• _Data to process_:
◆ ◆ ◆ ◆ ◆ ◆ ◆

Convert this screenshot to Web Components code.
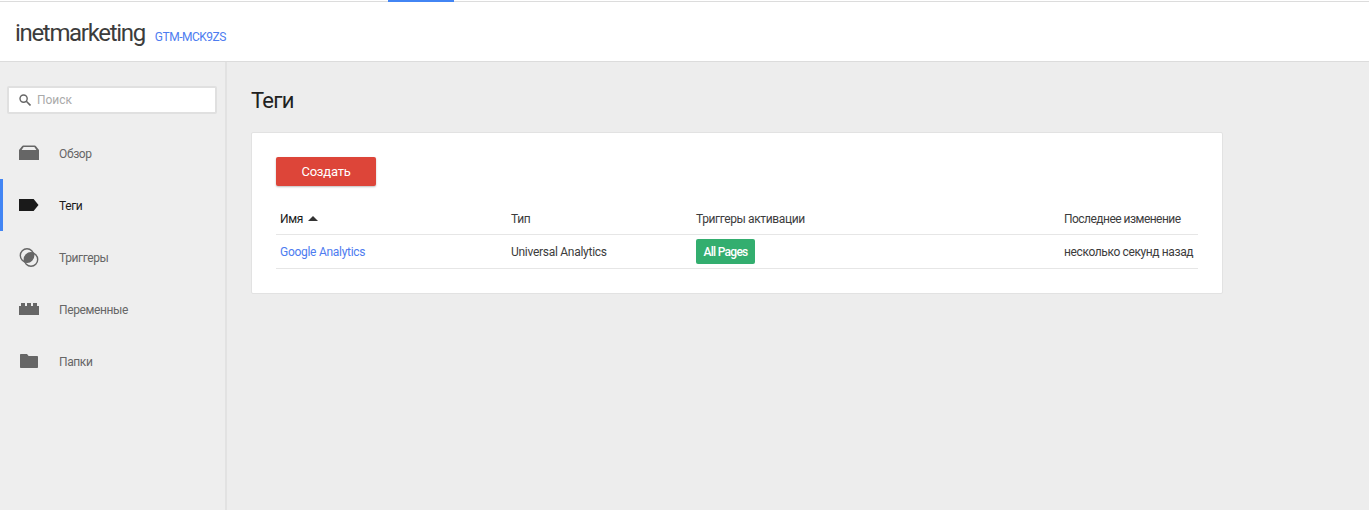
<!DOCTYPE html>
<html>
<head>
<meta charset="utf-8">
<style>
  html, body { margin: 0; height: 100%; }
  body { font-family: Roboto, "Liberation Sans", sans-serif; font-size: 12px; letter-spacing: -.38px; color: #333; background: #ededed; overflow: hidden; }
</style>
</head>
<body>
<gtm-app>
  <gtm-header slot="header" name="inetmarketing" container="GTM-MCK9ZS"></gtm-header>
  <gtm-sidebar slot="sidebar">
    <gtm-nav-item label="Обзор" icon="overview"></gtm-nav-item>
    <gtm-nav-item label="Теги" icon="tag" active></gtm-nav-item>
    <gtm-nav-item label="Триггеры" icon="trigger"></gtm-nav-item>
    <gtm-nav-item label="Переменные" icon="brick"></gtm-nav-item>
    <gtm-nav-item label="Папки" icon="folder"></gtm-nav-item>
  </gtm-sidebar>
  <gtm-tags-page></gtm-tags-page>
</gtm-app>

<script>
class GtmApp extends HTMLElement {
    connectedCallback() {
        this.attachShadow({ mode: 'open' });
        this.shadowRoot.innerHTML = `
            <style>
                :host { display: flex; flex-direction: column; height: 510px; }
                .top { height: 2px; flex: none; background: linear-gradient(#fff 1px, #dcdcdc 1px); padding-left: 388px; }
                .top i { display: block; width: 66px; height: 2px; background: #4285f4; }
                .body { flex: 1; display: flex; min-height: 0; }
            </style>
            <div class="top"><i></i></div>
            <slot name="header"></slot>
            <div class="body">
                <slot name="sidebar"></slot>
                <slot></slot>
            </div>
        `;
    }
}

class GtmHeader extends HTMLElement {
    connectedCallback() {
        this.attachShadow({ mode: 'open' });
        this.shadowRoot.innerHTML = `
            <style>
                :host { display: flex; flex: none; align-items: baseline; box-sizing: border-box; height: 60px; padding: 17px 0 0 15px; background: #fff; border-bottom: 1px solid #dcdcdc; }
                .name { font-size: 24px; line-height: 28px; color: #3c3c3c; letter-spacing: -1.32px; }
                .id { margin-left: 10px; font-size: 12px; color: #4d7cf0; letter-spacing: -.5px; }
            </style>
            <span class="name">${this.getAttribute('name')}</span>
            <span class="id">${this.getAttribute('container')}</span>
        `;
    }
}

class GtmSidebar extends HTMLElement {
    connectedCallback() {
        this.attachShadow({ mode: 'open' });
        this.shadowRoot.innerHTML = `
            <style>
                :host { display: block; flex: none; width: 225px; border-right: 2px solid #e2e2e2; background: #eeeeee; }
                .search { display: flex; align-items: center; box-sizing: border-box; height: 28px; margin: 24px 8px 13px 7px; padding-left: 10px; background: #fff; border: 2px solid #e0e0e0; border-radius: 2px; color: #aaa; letter-spacing: -.05px; }
                .search svg { margin-right: 6px; }
            </style>
            <div class="search">
                <svg width="12" height="12" viewBox="0 0 12 12" fill="none" stroke="#666" stroke-width="1.4"><circle cx="4.6" cy="4.6" r="3.6"/><path d="M7.3 7.3l4.2 4.2" stroke-width="1.6"/></svg>
                <span>Поиск</span>
            </div>
            <slot></slot>
        `;
    }
}

const NAV_ICONS = {
    overview: '<path d="M0 7 3 3.2C3.3 2.8 3.8 2.6 4.3 2.6h11.4c.5 0 1 .2 1.3.6L20 7v10H0z" fill="#666"/><path d="M2.6 7 4.6 4h10.8l2 3z" fill="#eee"/>',
    tag: '<path d="M0 4h14.6L19.5 10l-4.9 6H0z" fill="#1a1a1a"/>',
    trigger: '<circle cx="8" cy="8.5" r="6.7" fill="none" stroke="#666" stroke-width="1.4"/><circle cx="12" cy="12.5" r="6.7" fill="none" stroke="#666" stroke-width="1.4"/><path d="M14.29 6.21A6.7 6.7 0 0 1 5.71 14.79 6.7 6.7 0 0 1 14.29 6.21z" fill="#666"/>',
    brick: '<path d="M0 7h2V4h4v3h2V4h4v3h2V4h4v3h2v9H0z" fill="#666"/>',
    folder: '<path d="M1 4c0-.6.4-1 1-1h6l1.6 2H18c.6 0 1 .4 1 1v10c0 .6-.4 1-1 1H2c-.6 0-1-.4-1-1z" fill="#666"/>'
};

class GtmNavItem extends HTMLElement {
    connectedCallback() {
        this.attachShadow({ mode: 'open' });
        const active = this.hasAttribute('active');
        this.shadowRoot.innerHTML = `
            <style>
                :host { display: flex; align-items: center; height: 52px; box-sizing: border-box; padding-left: 16px; color: ${active ? '#1a1a1a' : '#666'}; border-left: 3px solid ${active ? '#4285f4' : 'transparent'}; }
                svg { flex: none; margin-right: 20px; }
                span { padding-top: 2px; }
            </style>
            <svg width="20" height="20" viewBox="0 0 20 20">${NAV_ICONS[this.getAttribute('icon')]}</svg>
            <span>${this.getAttribute('label')}</span>
        `;
    }
}

class GtmButton extends HTMLElement {
    connectedCallback() {
        this.attachShadow({ mode: 'open' });
        this.shadowRoot.innerHTML = `
            <style>
                :host { display: flex; align-items: center; justify-content: center; width: 100px; height: 29px; background: #dd4539; color: #fff; font-size: 13px; letter-spacing: -.2px; border-radius: 2px; box-shadow: 0 1px 2px rgba(0,0,0,.25); }
            </style>
            <slot></slot>
        `;
    }
}

class GtmChip extends HTMLElement {
    connectedCallback() {
        this.attachShadow({ mode: 'open' });
        this.shadowRoot.innerHTML = `
            <style>
                :host { display: inline-flex; align-items: center; justify-content: center; box-sizing: border-box; width: 59px; height: 25px; background: #33ae6f; color: #fff; font-weight: 500; letter-spacing: -.7px; border-radius: 2px; }
            </style>
            <slot></slot>
        `;
    }
}

class GtmRow extends HTMLElement {
    connectedCallback() {
        this.attachShadow({ mode: 'open' });
        this.shadowRoot.innerHTML = `
            <style>
                :host { display: grid; grid-template-columns: 231px 185px 368px 138px; align-items: center; border-bottom: 1px solid #e6e6e6; color: #3c3c3c; }
                ::slotted(*) { padding-left: 4px; white-space: nowrap; }
            </style>
            <slot></slot>
        `;
    }
}

class GtmTagsPage extends HTMLElement {
    connectedCallback() {
        this.attachShadow({ mode: 'open' });
        this.shadowRoot.innerHTML = `
            <style>
                :host { display: block; flex: 1; padding: 0 0 0 24px; }
                h1 { margin: 0; padding-top: 24px; height: 46px; font-size: 22px; line-height: 30px; font-weight: 400; color: #212121; letter-spacing: -.7px; }
                .card { box-sizing: border-box; width: 972px; height: 162px; padding: 24px 24px 0; background: #fff; border: 1px solid #e2e2e2; border-radius: 2px; }
                .head { height: 31px; margin-top: 17px; }
                .head .changed { letter-spacing: -.53px; }
                .row { height: 33px; letter-spacing: -.28px; }
                .row .last { letter-spacing: -.38px; }
                .sort { color: #1a1a1a; display: flex; align-items: center; }
                .sort i { width: 0; height: 0; margin-left: 5px; border: 5px solid transparent; border-top: 0; border-bottom-color: #333; }
                a { color: #4d7cf0; text-decoration: none; }
            </style>
            <h1>Теги</h1>
            <div class="card">
                <gtm-button>Создать</gtm-button>
                <gtm-row class="head">
                    <div class="sort">Имя<i></i></div>
                    <div>Тип</div>
                    <div>Триггеры активации</div>
                    <div class="changed">Последнее изменение</div>
                </gtm-row>
                <gtm-row class="row">
                    <div><a href="#">Google Analytics</a></div>
                    <div>Universal Analytics</div>
                    <div><gtm-chip>All Pages</gtm-chip></div>
                    <div class="last">несколько секунд назад</div>
                </gtm-row>
            </div>
        `;
    }
}

customElements.define('gtm-app', GtmApp);
customElements.define('gtm-header', GtmHeader);
customElements.define('gtm-sidebar', GtmSidebar);
customElements.define('gtm-nav-item', GtmNavItem);
customElements.define('gtm-button', GtmButton);
customElements.define('gtm-chip', GtmChip);
customElements.define('gtm-row', GtmRow);
customElements.define('gtm-tags-page', GtmTagsPage);
</script>
</body>
</html>
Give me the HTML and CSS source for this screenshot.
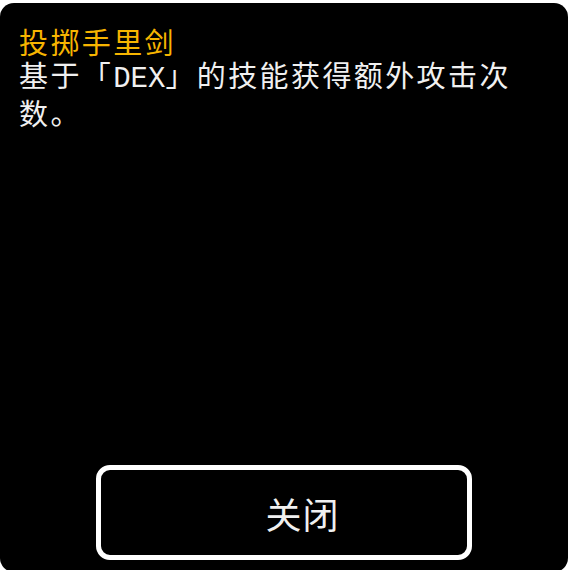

◆ ◆ ◆ ◆ ◆ ◆ ◆

Copy out each line in the listing that has the word "screenshot".

• _Complete output_:
Convert this screenshot to Web Components code.
Give me the HTML and CSS source for this screenshot.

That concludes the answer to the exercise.